U.S., NATO Look to Use Local Police in Afghanistan

KABUL— U.S. and NATO military commanders across Afghanistan are preparing plans for village-based defense forces that will receive arms and funds in a bid to beat back Taliban insurgents in rural towns where President Hamid Karzai's government has scant control.

The Pentagon has requested congressional approval to divert an initial $35 million from the budget for the Afghan security forces to form the new local police groups. Critics say local militias could pose a security threat without careful monitoring.

Although blessed by Mr. Karzai, the local police forces will create a parallel system, likely to be shaped more by local tribal leaders than the Afghan central government because Kabul has so little sway in those areas.

But U.S. military officials—who say the Afghans have shaped the latest iteration of the local police—hope the initiative, modeled on a similar program in Iraq, will force Kabul to pay more attention to the fight against the Taliban in Afghanistan's rural areas.
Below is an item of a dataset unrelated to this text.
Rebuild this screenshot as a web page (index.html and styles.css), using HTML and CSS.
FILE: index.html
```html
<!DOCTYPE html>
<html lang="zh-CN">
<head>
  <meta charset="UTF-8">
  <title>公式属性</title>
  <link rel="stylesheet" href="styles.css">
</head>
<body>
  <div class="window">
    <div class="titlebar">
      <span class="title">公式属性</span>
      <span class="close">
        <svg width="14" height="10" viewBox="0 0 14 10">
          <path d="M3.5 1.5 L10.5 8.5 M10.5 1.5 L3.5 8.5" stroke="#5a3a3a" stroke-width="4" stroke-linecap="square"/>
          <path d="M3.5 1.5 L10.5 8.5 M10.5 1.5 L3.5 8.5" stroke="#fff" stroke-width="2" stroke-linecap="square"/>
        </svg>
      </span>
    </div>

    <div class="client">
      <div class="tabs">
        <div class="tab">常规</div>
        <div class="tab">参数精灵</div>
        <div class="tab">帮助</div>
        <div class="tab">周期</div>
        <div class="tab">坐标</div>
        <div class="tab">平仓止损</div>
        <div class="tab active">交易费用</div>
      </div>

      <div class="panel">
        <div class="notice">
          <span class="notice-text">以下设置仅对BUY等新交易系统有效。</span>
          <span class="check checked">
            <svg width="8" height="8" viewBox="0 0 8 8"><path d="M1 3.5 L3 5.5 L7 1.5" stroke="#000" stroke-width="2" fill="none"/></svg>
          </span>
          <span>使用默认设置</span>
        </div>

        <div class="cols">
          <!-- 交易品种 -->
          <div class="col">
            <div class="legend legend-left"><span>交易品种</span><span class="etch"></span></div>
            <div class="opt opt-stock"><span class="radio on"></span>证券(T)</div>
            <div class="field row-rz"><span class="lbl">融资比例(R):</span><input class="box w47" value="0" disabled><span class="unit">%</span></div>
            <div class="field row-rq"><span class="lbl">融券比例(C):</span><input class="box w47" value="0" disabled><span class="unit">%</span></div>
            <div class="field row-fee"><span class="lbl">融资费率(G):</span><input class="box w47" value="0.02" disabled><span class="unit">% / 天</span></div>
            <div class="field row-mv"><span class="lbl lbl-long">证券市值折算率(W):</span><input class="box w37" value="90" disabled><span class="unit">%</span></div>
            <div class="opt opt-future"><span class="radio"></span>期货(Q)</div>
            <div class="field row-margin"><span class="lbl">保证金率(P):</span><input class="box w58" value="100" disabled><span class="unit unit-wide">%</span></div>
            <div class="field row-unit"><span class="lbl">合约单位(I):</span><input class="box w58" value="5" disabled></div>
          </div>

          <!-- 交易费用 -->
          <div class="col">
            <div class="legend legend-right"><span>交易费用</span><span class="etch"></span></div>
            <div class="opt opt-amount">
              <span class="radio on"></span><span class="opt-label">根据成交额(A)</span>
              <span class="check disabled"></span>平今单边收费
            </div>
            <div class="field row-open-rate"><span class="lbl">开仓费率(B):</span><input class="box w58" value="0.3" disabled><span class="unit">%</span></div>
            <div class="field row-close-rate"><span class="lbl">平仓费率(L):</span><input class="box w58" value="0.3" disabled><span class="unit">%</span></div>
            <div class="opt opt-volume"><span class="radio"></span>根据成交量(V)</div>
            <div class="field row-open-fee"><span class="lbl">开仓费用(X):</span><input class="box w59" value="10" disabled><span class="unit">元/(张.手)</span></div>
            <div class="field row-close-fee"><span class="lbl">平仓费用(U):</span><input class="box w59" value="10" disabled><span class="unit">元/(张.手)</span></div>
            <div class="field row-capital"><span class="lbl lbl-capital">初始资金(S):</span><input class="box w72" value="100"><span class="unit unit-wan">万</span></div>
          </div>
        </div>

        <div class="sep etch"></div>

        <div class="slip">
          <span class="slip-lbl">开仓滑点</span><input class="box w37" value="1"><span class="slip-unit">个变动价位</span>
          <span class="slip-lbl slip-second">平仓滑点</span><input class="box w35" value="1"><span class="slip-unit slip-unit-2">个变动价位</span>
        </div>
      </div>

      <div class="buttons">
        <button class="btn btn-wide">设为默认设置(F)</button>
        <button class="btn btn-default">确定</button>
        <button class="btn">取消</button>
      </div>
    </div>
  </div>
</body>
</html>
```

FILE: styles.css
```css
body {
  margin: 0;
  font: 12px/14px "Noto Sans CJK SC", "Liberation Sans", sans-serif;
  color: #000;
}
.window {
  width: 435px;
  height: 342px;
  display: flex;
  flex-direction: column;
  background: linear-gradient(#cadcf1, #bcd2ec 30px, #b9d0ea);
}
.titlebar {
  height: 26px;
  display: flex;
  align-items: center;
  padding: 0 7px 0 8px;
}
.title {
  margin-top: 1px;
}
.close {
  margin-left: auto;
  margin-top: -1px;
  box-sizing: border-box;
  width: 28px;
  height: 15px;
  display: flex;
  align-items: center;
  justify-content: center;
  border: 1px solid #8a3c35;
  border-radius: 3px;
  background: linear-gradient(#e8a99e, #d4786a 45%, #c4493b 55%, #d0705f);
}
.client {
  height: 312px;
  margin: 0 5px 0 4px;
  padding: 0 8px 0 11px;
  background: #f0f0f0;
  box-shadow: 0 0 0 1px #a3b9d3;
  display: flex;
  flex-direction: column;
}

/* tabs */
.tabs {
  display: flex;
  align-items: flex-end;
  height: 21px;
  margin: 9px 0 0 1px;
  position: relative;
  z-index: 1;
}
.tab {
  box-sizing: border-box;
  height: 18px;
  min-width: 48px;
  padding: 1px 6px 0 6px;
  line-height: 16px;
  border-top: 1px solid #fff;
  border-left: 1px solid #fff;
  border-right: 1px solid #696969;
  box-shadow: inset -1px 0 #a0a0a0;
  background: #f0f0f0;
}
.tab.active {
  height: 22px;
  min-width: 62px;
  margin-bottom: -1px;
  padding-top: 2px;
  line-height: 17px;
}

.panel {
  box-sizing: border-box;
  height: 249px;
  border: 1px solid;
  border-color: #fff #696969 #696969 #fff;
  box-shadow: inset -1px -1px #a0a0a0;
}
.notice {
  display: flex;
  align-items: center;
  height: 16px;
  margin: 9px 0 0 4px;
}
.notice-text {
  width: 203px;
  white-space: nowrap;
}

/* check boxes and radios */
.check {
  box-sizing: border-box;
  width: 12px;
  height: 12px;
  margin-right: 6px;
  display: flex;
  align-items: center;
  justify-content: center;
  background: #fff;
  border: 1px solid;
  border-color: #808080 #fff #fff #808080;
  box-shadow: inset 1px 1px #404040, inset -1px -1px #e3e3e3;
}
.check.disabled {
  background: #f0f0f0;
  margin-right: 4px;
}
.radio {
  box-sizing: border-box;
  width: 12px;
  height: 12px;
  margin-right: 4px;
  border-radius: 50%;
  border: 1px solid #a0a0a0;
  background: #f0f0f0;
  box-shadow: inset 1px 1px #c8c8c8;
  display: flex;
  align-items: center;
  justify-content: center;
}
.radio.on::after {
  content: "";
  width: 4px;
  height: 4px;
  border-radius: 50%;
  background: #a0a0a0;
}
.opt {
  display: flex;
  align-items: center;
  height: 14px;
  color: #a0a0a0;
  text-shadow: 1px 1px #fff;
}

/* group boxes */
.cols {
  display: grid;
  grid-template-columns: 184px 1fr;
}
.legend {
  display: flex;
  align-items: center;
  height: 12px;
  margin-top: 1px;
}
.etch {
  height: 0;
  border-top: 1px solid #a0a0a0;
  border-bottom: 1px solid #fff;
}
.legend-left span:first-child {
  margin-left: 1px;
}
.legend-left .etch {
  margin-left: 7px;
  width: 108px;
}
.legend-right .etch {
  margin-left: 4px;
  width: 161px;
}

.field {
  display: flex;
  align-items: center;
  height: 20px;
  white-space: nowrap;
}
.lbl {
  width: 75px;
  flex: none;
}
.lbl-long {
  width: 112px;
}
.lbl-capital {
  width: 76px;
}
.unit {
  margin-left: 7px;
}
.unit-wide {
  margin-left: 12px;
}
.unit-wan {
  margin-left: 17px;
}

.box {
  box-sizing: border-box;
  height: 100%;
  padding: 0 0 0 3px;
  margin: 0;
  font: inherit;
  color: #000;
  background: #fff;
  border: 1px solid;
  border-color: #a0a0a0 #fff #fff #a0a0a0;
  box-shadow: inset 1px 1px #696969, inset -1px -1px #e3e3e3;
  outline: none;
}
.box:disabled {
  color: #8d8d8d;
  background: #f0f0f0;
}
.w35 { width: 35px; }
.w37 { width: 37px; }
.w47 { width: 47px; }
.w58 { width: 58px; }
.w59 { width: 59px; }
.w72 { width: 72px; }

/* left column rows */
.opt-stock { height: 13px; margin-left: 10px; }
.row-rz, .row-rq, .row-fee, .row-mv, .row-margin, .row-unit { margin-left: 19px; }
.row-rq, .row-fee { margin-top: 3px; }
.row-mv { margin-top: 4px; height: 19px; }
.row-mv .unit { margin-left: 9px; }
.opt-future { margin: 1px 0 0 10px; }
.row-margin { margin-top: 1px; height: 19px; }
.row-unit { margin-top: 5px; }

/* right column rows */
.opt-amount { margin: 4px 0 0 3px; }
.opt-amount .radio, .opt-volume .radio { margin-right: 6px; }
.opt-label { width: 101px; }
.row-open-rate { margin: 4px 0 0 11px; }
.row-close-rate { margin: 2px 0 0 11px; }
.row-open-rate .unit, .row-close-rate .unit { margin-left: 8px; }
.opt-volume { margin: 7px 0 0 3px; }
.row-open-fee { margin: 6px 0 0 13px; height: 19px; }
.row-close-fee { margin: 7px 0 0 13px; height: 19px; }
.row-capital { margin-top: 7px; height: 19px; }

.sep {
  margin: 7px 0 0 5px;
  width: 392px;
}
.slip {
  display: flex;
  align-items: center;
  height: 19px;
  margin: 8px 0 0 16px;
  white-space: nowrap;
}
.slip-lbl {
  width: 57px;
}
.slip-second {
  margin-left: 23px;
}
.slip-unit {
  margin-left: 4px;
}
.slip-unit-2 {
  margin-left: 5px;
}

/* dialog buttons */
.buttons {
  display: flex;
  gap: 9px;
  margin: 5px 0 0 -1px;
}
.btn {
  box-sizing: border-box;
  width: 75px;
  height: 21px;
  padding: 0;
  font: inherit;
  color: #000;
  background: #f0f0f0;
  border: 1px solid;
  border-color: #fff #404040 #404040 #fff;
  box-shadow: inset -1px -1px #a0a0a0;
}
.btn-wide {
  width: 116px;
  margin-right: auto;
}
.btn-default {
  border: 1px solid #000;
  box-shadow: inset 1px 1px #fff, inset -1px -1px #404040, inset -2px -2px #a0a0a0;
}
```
Once the Afghan Ministry of Interior finalizes the regulations, which is expected this month, U.S. military officials will be free to start setting up the units.

In anticipation of the final approvals, the U.S. military has purchased equipment for the first 10 local police units, according to military officials. U.S. officials say the units are meant to be purely defensive. They will be armed only with AK-47 rifles and have limited powers.